§ DIRECTION
Do not include the pictures; repeat the rest of the data exactly.

§ DATA

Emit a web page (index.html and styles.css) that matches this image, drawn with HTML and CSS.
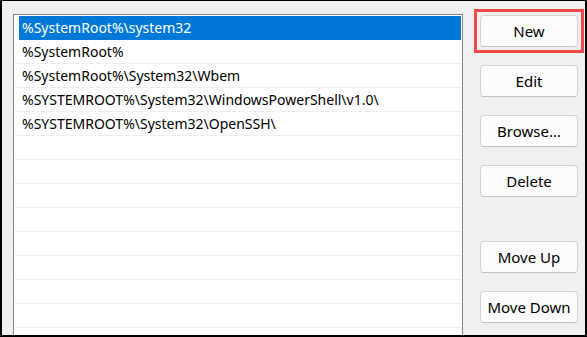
FILE: index.html
```html
<!DOCTYPE html>
<html>
<head>
<meta charset="utf-8">
<link rel="stylesheet" href="styles.css">
</head>
<body>
<div class="frame">
  <div class="list">
    <div class="row selected">%SystemRoot%\system32</div>
    <div class="row">%SystemRoot%</div>
    <div class="row">%SystemRoot%\System32\Wbem</div>
    <div class="row">%SYSTEMROOT%\System32\WindowsPowerShell\v1.0\</div>
    <div class="row">%SYSTEMROOT%\System32\OpenSSH\</div>
    <div class="row"></div>
    <div class="row"></div>
    <div class="row"></div>
    <div class="row"></div>
    <div class="row"></div>
    <div class="row"></div>
    <div class="row"></div>
    <div class="row"></div>
    <div class="row"></div>
  </div>
  <div class="buttons">
    <div class="ring"><button class="btn">New</button></div>
    <button class="btn">Edit</button>
    <button class="btn">Browse...</button>
    <button class="btn">Delete</button>
    <button class="btn spaced">Move Up</button>
    <button class="btn">Move Down</button>
  </div>
</div>
</body>
</html>
```
FILE: styles.css
```css
html, body {
  margin: 0;
  padding: 0;
  background: #ffffff;
}
.frame {
  box-sizing: border-box;
  width: 587px;
  height: 337px;
  border-style: solid;
  border-color: #000;
  border-width: 1px 2px 2px 2px;
  background: #f0f0f0;
  display: flex;
  align-items: flex-start;
  overflow: hidden;
  font-family: "Noto Sans", "Open Sans", sans-serif;
  font-size: 14px;
  color: #000;
}
.list {
  margin: 13px 0 0 11px;
  width: 446px;
  height: 360px;
  flex: none;
  background: #fff;
  border: 1px solid #828790;
  border-bottom: none;
  padding: 1px 1px 0 1px;
}
.row {
  height: 23px;
  line-height: 23px;
  border-bottom: 1px solid #efefef;
  padding-left: 7px;
  white-space: nowrap;
}
.row.selected {
  background: #0078d7;
  color: #fff;
  margin-left: 4px;
  padding-left: 3px;
  border-bottom-color: #0078d7;
}
.buttons {
  margin: 14px 0 0 17px;
  display: flex;
  flex-direction: column;
  gap: 18px;
}
.ring {
  margin: -6px;
  padding: 3px;
  border: 3px solid #f44848;
  display: flex;
}
.btn {
  box-sizing: border-box;
  width: 98px;
  height: 32px;
  background: #fbfbfb;
  border: 1px solid #d4d4d4;
  border-bottom-color: #c4c4c4;
  border-radius: 4px;
  font-family: "Noto Sans", "Open Sans", sans-serif;
  font-size: 15px;
  color: #000;
  padding: 0;
}
.btn.spaced {
  margin-top: 26px;
}
```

§ RESULT OF THE EXERCISE
Emit a web page (index.html and styles.css) that matches this image, drawn with HTML and CSS.
FILE: index.html
```html
<!DOCTYPE html>
<html>
<head>
<meta charset="utf-8">
<link rel="stylesheet" href="styles.css">
</head>
<body>
<div class="frame">
  <div class="list">
    <div class="row selected">%SystemRoot%\system32</div>
    <div class="row">%SystemRoot%</div>
    <div class="row">%SystemRoot%\System32\Wbem</div>
    <div class="row">%SYSTEMROOT%\System32\WindowsPowerShell\v1.0\</div>
    <div class="row">%SYSTEMROOT%\System32\OpenSSH\</div>
    <div class="row"></div>
    <div class="row"></div>
    <div class="row"></div>
    <div class="row"></div>
    <div class="row"></div>
    <div class="row"></div>
    <div class="row"></div>
    <div class="row"></div>
    <div class="row"></div>
  </div>
  <div class="buttons">
    <div class="ring"><button class="btn">New</button></div>
    <button class="btn">Edit</button>
    <button class="btn">Browse...</button>
    <button class="btn">Delete</button>
    <button class="btn spaced">Move Up</button>
    <button class="btn">Move Down</button>
  </div>
</div>
</body>
</html>
```
FILE: styles.css
```css
html, body {
  margin: 0;
  padding: 0;
  background: #ffffff;
}
.frame {
  box-sizing: border-box;
  width: 587px;
  height: 337px;
  border-style: solid;
  border-color: #000;
  border-width: 1px 2px 2px 2px;
  background: #f0f0f0;
  display: flex;
  align-items: flex-start;
  overflow: hidden;
  font-family: "Noto Sans", "Open Sans", sans-serif;
  font-size: 14px;
  color: #000;
}
.list {
  margin: 13px 0 0 11px;
  width: 446px;
  height: 360px;
  flex: none;
  background: #fff;
  border: 1px solid #828790;
  border-bottom: none;
  padding: 1px 1px 0 1px;
}
.row {
  height: 23px;
  line-height: 23px;
  border-bottom: 1px solid #efefef;
  padding-left: 7px;
  white-space: nowrap;
}
.row.selected {
  background: #0078d7;
  color: #fff;
  margin-left: 4px;
  padding-left: 3px;
  border-bottom-color: #0078d7;
}
.buttons {
  margin: 14px 0 0 17px;
  display: flex;
  flex-direction: column;
  gap: 18px;
}
.ring {
  margin: -6px;
  padding: 3px;
  border: 3px solid #f44848;
  display: flex;
}
.btn {
  box-sizing: border-box;
  width: 98px;
  height: 32px;
  background: #fbfbfb;
  border: 1px solid #d4d4d4;
  border-bottom-color: #c4c4c4;
  border-radius: 4px;
  font-family: "Noto Sans", "Open Sans", sans-serif;
  font-size: 15px;
  color: #000;
  padding: 0;
}
.btn.spaced {
  margin-top: 26px;
}
```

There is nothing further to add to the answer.